Walking into the Halsey is like walking into the modern world of tomorrow after leaving the historical Charleston streets. Clean black and white walls are adorned with shadowbox depictions of wildlife for the current exhibition, The Image Hunter: On the Trail of John James Audubon. Last Tuesday the gallery’s usually open space contained lines of chairs facing a projector.
As teachers and art lovers filed in, Bryan Granger, the Halsey director of Exhibitions and Public Programs, welcomed us to the first Halsey Talk of the year. Halsey Talks are artistic discussions designed to involve the audience and are not, in his words, “just speeches by an expert.”
The topic of Tuesday’s talk was Street Art, influenced in part by the current Halsey exhibition.
Street art, at first glance, is the varied artistic expressions we see outside walls of buildings or structures. But the nature of street art goes much deeper.
To begin and uncover its controversial nature, Granger discussed street art’s history, from the Lascaux cave paintings to the Mexican Muralist Movement to the Kilroy World War 2 etchings to the modern graffiti arising out of the 60s and 70s New York City.
But what does this tell us about what street art actually is?
The night’s discussion was centered around finding a concrete definition of street art from philosopher Nicholas Riggle’s assertion that all street art must be “illegal, anonymous, highly creative, attractive, risky, use the street as an artistic resource and would lose meaning in different locations”. Is all that really necessary for true street art?
For art to be street art, must it be illegal? Audience members discussed how sometimes the street is the only venue for artists, especially from America’s more marginalized groups. Also, many become “disappointed” when they discover a piece of street art was commissioned, as now it seems more like an ad. Yet does this mean that it’s no longer street art?
For it to be street art, must it be anonymous? The jury is still out on that one, as famous street artists such as Banksy and Shepard Fairey (who you can see here in Charleston!), are having their work ruined by enthusiastic fans (people started chipping away stone from a Banksy piece in NYC and selling the rocks on Ebay) and other artists are shunned to the point that their art must be in obscurity. Ultimately, the anonymity of street art (or lack thereof) changes the viewer’s perception. Think about walking through a museum, where there’s an artist and explanation for each piece, versus walking the streets and coming across a large, colorful mural with nothing attached.

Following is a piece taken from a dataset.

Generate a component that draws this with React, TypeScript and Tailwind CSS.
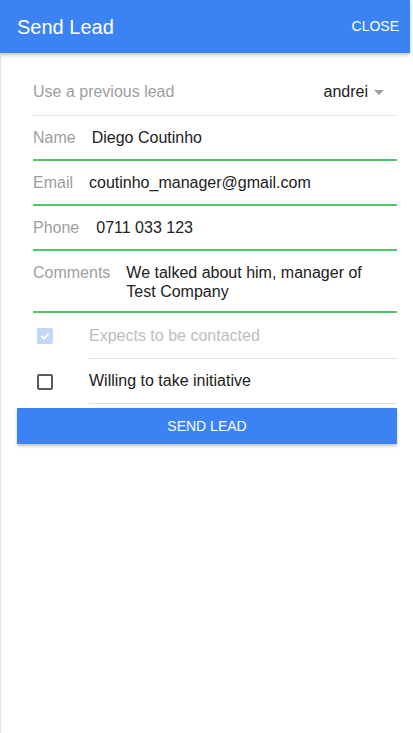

For it to classify as street art, must it always be on the street? The answer from this crowd was an overwhelming “yes!” We agreed that an inherent element of street art is its location outside traditional museums or galleries. Of course there are varied forms, as one audience member recounted her experience with an NYC street artist who expressed his creativity by throwing glitter on dog poop.
While debates followed over the validity of street art or the right of corporations to use it, everything came down to the same question.
Who owns street art?
The audience came up with one answer: It is not the artist, the owner of the building, zoner, landscaper or government official. Street art belongs to the public. It is the public’s to own and the public’s to view. As one audience member eloquently pointed out, defining who owns the art will define how artists can and cannot express themselves, and that would, “add parameters around art.” What kind of authentic expression is that?
“So,” Granger concluded, “do we all feel like experts on street art now?”